For elite observers in western capitals, it has always been easier to conceive of globalisation as global first and local second. Globalisation is thought to be synonymous with westernisation. But in many places today, globalisation starts with bringing down barriers between neighbours, building common diplomatic institutions and eventually even common armies, peacekeeping forces, and criminal courts - all of which the AU has now established.

A world of regions still needs leadership, but not necessarily a single leader. While many have fretted that Europe follows the US without providing an alternative course, in fact the EU has been providing this model for decades, and it is bearing fruit around the developing world, despite the US's post-9/11 actions, which have served only to discredit the west.

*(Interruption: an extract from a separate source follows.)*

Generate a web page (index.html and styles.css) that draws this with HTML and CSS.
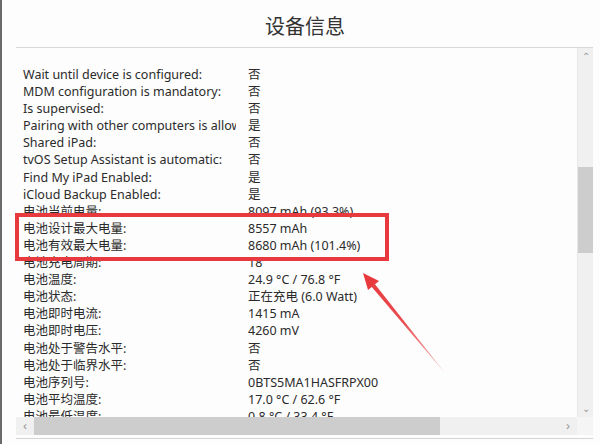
FILE: index.html
```html
<!DOCTYPE html>
<html lang="zh-CN">
<head>
    <meta charset="UTF-8">
    <meta name="viewport" content="width=device-width, initial-scale=1.0">
    <title>设备信息</title>
    <link rel="stylesheet" href="styles.css">
</head>
<body>
    <div class="window">
        <h1 class="title">设备信息</h1>

        <div class="panel">
            <div class="list">
                <div class="row"><span class="label">Wait until device is configured:</span><span class="value">否</span></div>
                <div class="row"><span class="label">MDM configuration is mandatory:</span><span class="value">否</span></div>
                <div class="row"><span class="label">Is supervised:</span><span class="value">否</span></div>
                <div class="row"><span class="label">Pairing with other computers is allowed:</span><span class="value">是</span></div>
                <div class="row"><span class="label">Shared iPad:</span><span class="value">否</span></div>
                <div class="row"><span class="label">tvOS Setup Assistant is automatic:</span><span class="value">否</span></div>
                <div class="row"><span class="label">Find My iPad Enabled:</span><span class="value">是</span></div>
                <div class="row"><span class="label">iCloud Backup Enabled:</span><span class="value">是</span></div>
                <div class="row"><span class="label">电池当前电量:</span><span class="value">8097 mAh (93.3%)</span></div>
                <div class="row"><span class="label">电池设计最大电量:</span><span class="value">8557 mAh</span></div>
                <div class="row"><span class="label">电池有效最大电量:</span><span class="value">8680 mAh (101.4%)</span></div>
                <div class="row"><span class="label">电池充电周期:</span><span class="value">18</span></div>
                <div class="row"><span class="label">电池温度:</span><span class="value">24.9 °C / 76.8 °F</span></div>
                <div class="row"><span class="label">电池状态:</span><span class="value">正在充电 (6.0 Watt)</span></div>
                <div class="row"><span class="label">电池即时电流:</span><span class="value">1415 mA</span></div>
                <div class="row"><span class="label">电池即时电压:</span><span class="value">4260 mV</span></div>
                <div class="row"><span class="label">电池处于警告水平:</span><span class="value">否</span></div>
                <div class="row"><span class="label">电池处于临界水平:</span><span class="value">否</span></div>
                <div class="row"><span class="label">电池序列号:</span><span class="value">0BTS5MA1HASFRPX00</span></div>
                <div class="row"><span class="label">电池平均温度:</span><span class="value">17.0 °C / 62.6 °F</span></div>
                <div class="row"><span class="label">电池最低温度:</span><span class="value">0.8 °C / 33.4 °F</span></div>
            </div>

            <!-- vertical scrollbar -->
            <div class="vscroll">
                <span class="arrow">&#8963;</span>
                <div class="vtrack"><div class="vthumb"></div></div>
                <span class="arrow">&#8964;</span>
            </div>

            <!-- horizontal scrollbar -->
            <div class="hscroll">
                <span class="arrow">&#8249;</span>
                <div class="htrack"><div class="hthumb"></div></div>
                <span class="arrow">&#8250;</span>
            </div>
            <div class="corner"></div>
        </div>

        <!-- annotation -->
        <div class="highlight"></div>
        <svg class="pointer" width="600" height="444" viewBox="0 0 600 444">
            <defs>
                <linearGradient id="fade" x1="445" y1="373" x2="363" y2="273" gradientUnits="userSpaceOnUse">
                    <stop offset="0" stop-color="#e8393e" stop-opacity="0.35"/>
                    <stop offset="0.5" stop-color="#e8393e" stop-opacity="0.9"/>
                    <stop offset="1" stop-color="#e8393e"/>
                </linearGradient>
            </defs>
            <polygon points="445,373 374.8,284.1 371.6,286.7" fill="url(#fade)"/>
            <polygon points="363,273 379,281 368,290" fill="#e8393e"/>
        </svg>
    </div>
</body>
</html>
```

FILE: styles.css
```css
* {
    box-sizing: border-box;
}
body {
    margin: 0;
    padding: 0;
    width: 600px;
    height: 444px;
    overflow: hidden;
    background-color: #fdfdfd;
    font-family: "Noto Sans", "Noto Sans CJK SC", sans-serif;
    color: #2b2b2b;
}
.window {
    position: relative;
    height: 444px;
    border-left: 2px solid #6a6a6a;
    padding-left: 14px;
}
.title {
    margin: 0;
    height: 47px;
    padding-top: 13px;
    padding-right: 6px;
    text-align: center;
    font-family: "Noto Sans CJK SC", sans-serif;
    font-weight: normal;
    font-size: 20px;
    line-height: 26px;
    color: #333;
}
.panel {
    display: grid;
    grid-template-columns: 561px 16px;
    grid-template-rows: 369px 18px;
    width: 577px;
    border-top: 1px solid #d8d8d8;
    border-bottom: 1px solid #d4d4d4;
    padding-bottom: 3px;
}
.list {
    overflow: hidden;
    padding: 18px 0 0 7px;
    font-size: 12.5px;
    line-height: 17.1px;
}
.row {
    display: flex;
    white-space: nowrap;
}
.label {
    width: 213px;
    margin-right: 12px;
    overflow: hidden;
}
.vscroll {
    display: flex;
    flex-direction: column;
    background-color: #f0f0f0;
    border-left: 1px solid #e8e8e8;
}
.vscroll .arrow {
    height: 17px;
    text-align: center;
    font-size: 10px;
    line-height: 17px;
    color: #9a9a9a;
}
.vtrack {
    flex: 1;
    padding-top: 102px;
}
.vthumb {
    height: 86px;
    background-color: #cdcdcd;
}
.hscroll {
    display: flex;
    align-items: stretch;
    background-color: #f0f0f0;
}
.hscroll .arrow {
    width: 18px;
    text-align: center;
    font-size: 13px;
    line-height: 17px;
    color: #9a9a9a;
}
.htrack {
    flex: 1;
}
.hthumb {
    width: 406px;
    height: 100%;
    background-color: #cdcdcd;
}
.corner {
    background-color: #f5f5f5;
}
.highlight {
    position: absolute;
    left: 13px;
    top: 213px;
    width: 374px;
    height: 48px;
    border: 4px solid #e8393e;
}
.pointer {
    position: absolute;
    left: -2px;
    top: 0;
}
```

Today the EU provides more than itself as an institutional model. Its emissions trading system is the world's leading carbon market and a model progressive US voices yearn to replicate. It is the largest aid donor and market for goods from developing countries. And next year it will launch an external action service through which eventually the embassies of the EU will be larger abroad than those of individual members. The EU is not finished: even if its expansion stops at 30 or 35 members, its global presence will be increasingly felt on matters of global concern.

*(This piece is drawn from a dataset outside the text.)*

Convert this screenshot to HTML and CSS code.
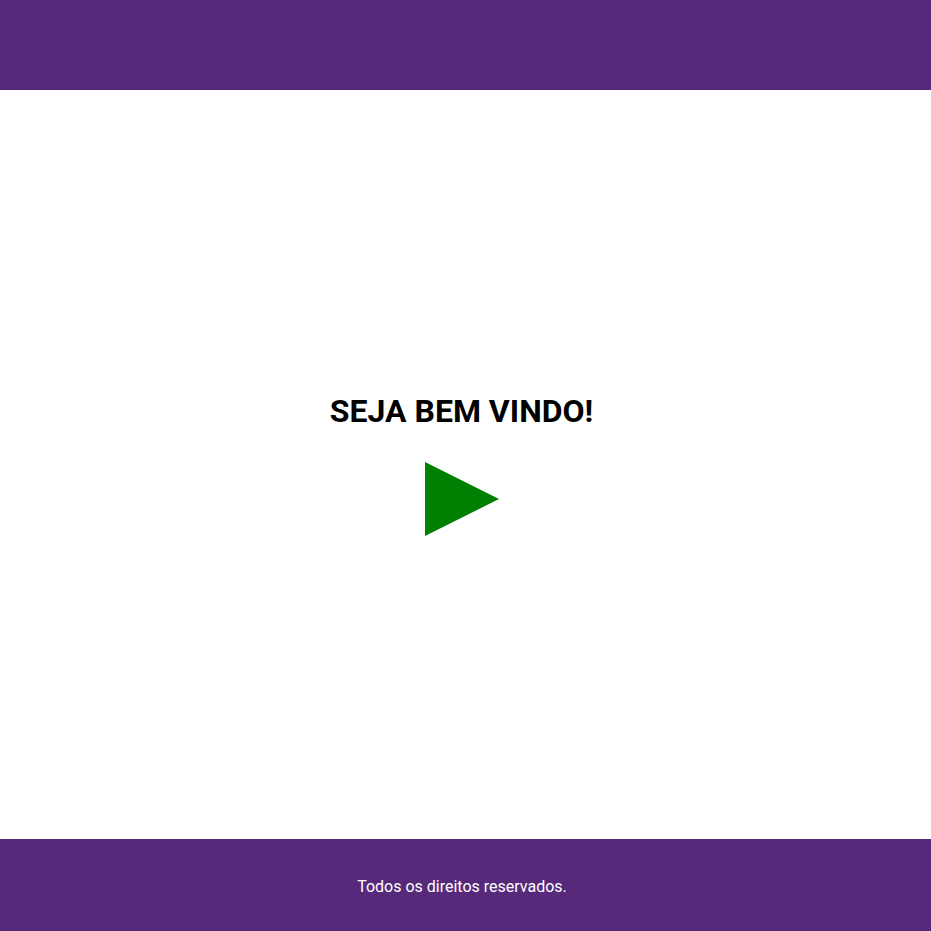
FILE: index.html
```html
<!DOCTYPE html>
<html lang="pt-BR">
<head>
<meta charset="utf-8">
<title>Bem vindo</title>
<link rel="stylesheet" href="styles.css">
</head>
<body>
<header class="topbar"></header>
<main class="hero">
  <h1 class="hero-title">SEJA BEM VINDO!</h1>
  <button class="play" aria-label="Iniciar"></button>
</main>
<footer class="bottombar">
  <p class="copy">Todos os direitos reservados.</p>
</footer>
</body>
</html>
```
FILE: styles.css
```css
html, body {
  margin: 0;
  padding: 0;
  height: 100%;
}
body {
  font-family: Roboto, "Liberation Sans", sans-serif;
  display: flex;
  flex-direction: column;
  background: #fff;
}
.topbar {
  height: 90px;
  background: #56297b;
  flex: none;
}
.hero {
  flex: 1;
  display: flex;
  flex-direction: column;
  align-items: center;
  justify-content: center;
  padding: 0 8px 1px 0;
}
.hero-title {
  margin: 0 0 32px;
  font-size: 32px;
  font-weight: 700;
  color: #000;
  line-height: 37px;
}
.play {
  width: 0;
  height: 0;
  padding: 0;
  background: none;
  border-style: solid;
  border-width: 37px 0 37px 74px;
  border-color: transparent transparent transparent #008000;
  cursor: pointer;
}
.bottombar {
  height: 92px;
  flex: none;
  background: #56297b;
  display: flex;
  align-items: center;
  justify-content: center;
  padding: 2px 7px 0 0;
  box-sizing: border-box;
}
.copy {
  margin: 0;
  color: #fff;
  font-size: 16px;
}
```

Even as multilateral institutions such as the UN, the IMF and the World Bank strive for reform to remain relevant, the EU has paved the way for a world of unions to focus on resolving their own problems and managing globalisation as collectives. One sees this in East Asia's selective integration of WTO standards, and even in the push for an EU-style North American union to boost competitiveness. Europe has become the gold standard for creating such institutions, and is far better poised than the US to be the arbiter of disputes among them.

A future concert of powers among the US, China and EU - capable of setting basic global standards and leveraging the adherence of other major powers such as Russia and India - is a vision with which Americans should be familiar, for it resembles Roosevelt's "Four Policemen". A half century later, it is clear who the three most influential global actors are and who must assume responsibility for preserving peace. But among these three, the EU has the most credibility today, and must ensure that the other two do not return the 21st century to the 19th.

This article first appeared in The Guardian on June 17, and is republished here, on Parag Khanna's kind persmission.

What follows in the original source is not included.